Dosso states that while the landscape is the principal attraction in tourism, there are other elements such as the transport infrastructure. The territorialisation of the economic (although territory is part of the economy) is the third aspect in the technical perspective on tourism.  The organisation of territory is seen always as being in the future, being linked to probable events.  In the treatment of Dosso, there are essentially two areas which should be analysed.  One is the time element concerning future ideal situations, and the second is the relationship between the technical rational use of resources in territorial planning and the desire of the principal actors to reach this efficiency. J.C. Mantero introduces a new concept into the definition of tourism – the attraction and the nucleus.  The nucleus, geographically speaking, is the point in space which serves as a centre of orientation to the rest of the landscape.   The nucleus is not only a point of orientation, but also is unique with respect to the remainder of the visual universe. In part, this is the prerequisite of the unique nature and exclusivity which is constructed symbolically around a tourist destination.   The future and physical position appear to relate to each other.  However, even if in Spanish geographical and temporal destination are identical, in English this is not so – and we have “destination” and “destiny”.   In the summary of his presentation Matero clarifies that
“Because of the growth of tourism in the hinterland of Buenos Aires we will suggest and develop the idea of tourism as a territorial phenomenon, considering social density, an appropriate political and economic context, and both urban and rural tourism attractions”  (Mantero, 2005, p.49).
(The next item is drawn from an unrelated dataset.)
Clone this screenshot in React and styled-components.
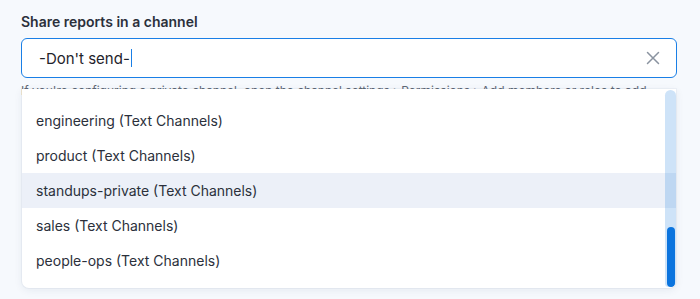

For Mantero tourism is born in the convergence between the availability of a density of sites which are attractive to tourists in a given territory, and a landscape which is sufficient to attract a substantial flow of tourists.  One cannot conceive of tourism without this capacity to attract, and external infrastructure.  Thus tourism generates expectations in consumers who evaluate the product from an economic perspective (again we see a reference to the future).  However, Mantero does not forget that tourism also involves social, human and psychological factors (Mantero, 2005: 59).   Mantero does see a clear subordination of human and social factors to economic factors.  Work and commercial exchange, a result of the free market, synthesises the relationship between mankind and geographical territory.  Mantero follows by describing touristic necessities and experiences, concluding that tourism permits a “union” of the tourist with the surrounding landscape, so that his environment not only provides the resources necessary for his very survival, but also gives added value to the commercial relationship between the resident and the tourist.  One can conceptualise the argument of Mantero using the following key words:  attraction, value, satisfaction, consumption, time, usefulness, tourism, and territory.  Sometimes history is presented by the technical perspective on tourism as an example of scientific objectivity, but it is actually only a description of the “tourism product” and not a history of tourism.

To summarise, the technical perspective in tourism research emphasises the following: 

  1.  Tourism is, and should be, evaluated for its present principal function, and not for its historic function.

  2.  Tourism is an economic and commercial activity whose main characteristics are movement, and the transformation of the geographic landscape.  The undesirable consequences of tourism can be mitigated by the rational use of resources, which should be directed towards the protection of heritage and ecology.

  3. Work, which is the principal value in the West, relates four very different elements:  territory, the individual, tourism, and the future.  Tourism activity, as a type of leisure, has a geographic logic and an economic logic.  By the imposition and reproduction of ideas and beliefs such as good, bad, better, worse, deterioration, growth, value, higher and lower, writers about tourism from the technical perspective promote the idea that tourism development is completed, but at the same time is subject to future events (or, in other words, business collapse).

  4. The technical perspective emphasis attractivity as the main criterion of academic discourse, while usefulness or the necessity of structure and order are seen to be secondary matters.  The need to improve is associated with the anguish of not being able to predict the future; indeed, technical reports are written in the future tense rather than the past.  Their horizon looks towards what is to come (in contrast to scientific reports which look towards the past or the present).

Among the principal limitations of the technical perspective is the wide variety of definitions concerning tourism, which, by their nature, are not mutually exclusive but rather abstract and general, referring to such activities as business, leisure and rest, among others.  These generalising definitions are appropriate to the modern system of conducting business in which cohesion and synergy are seen to be the principal strengths.  But these definitions, although maybe efficient for some purposes, are too superficial to analyse the phenomenon of tourism from a scientific point of view.  Secondly, the technical perspective is more concerned with the profitability of the suppliers of tourism services and the attractions of the destination than understanding the real dynamics of the process of tourism development.  Many studies from this perspective openly declare that tourism should be understood as a western and modern phenomenon, thus trivialising more than 2,500 years of history, and the value that other cultures and civilisations have put on their forms of tourism activity.  As a form of leisure, tourism evokes the value which civilisations have always placed on social order.  Unfortunately, the systemic perspective, which could have helped the understanding of the functioning of tourism, has been co-opted by disciplines such as marketing and management, where efficiency and success are seen to be more important than understanding. The literature in tourism in the last few decades has placed great emphasis on themes related to the impact of tourists on local communities.   According to this perspective, this impact may be divided into three elements – development, interaction between the guest and the host, and culture.  From the point of view of local residents, one of the most negative aspects of tourism is the concentration of people and capital, and the consequent rise in criminal behaviour (Brunt and Courtney, 1999).  This perception is an important aspect of research into tourism.

References
Brunt, P. y Courtney, P. (1999) Host Perception of Socio-Cultural Impacts. Annals of Tourism Research, Vol. 26, No. 3 pp. 493-515

Dosso, R. (2005) Recursos urbanos en Centros Bonaerenses. Aportes y Transferencias. Vol. 2, No. 9, pp. 72-94.

Mantero, J. C. (2005) Nodalidades Turísticas. Aportes y Transferencias, Vol. 2, No. 9, pp. 49-71.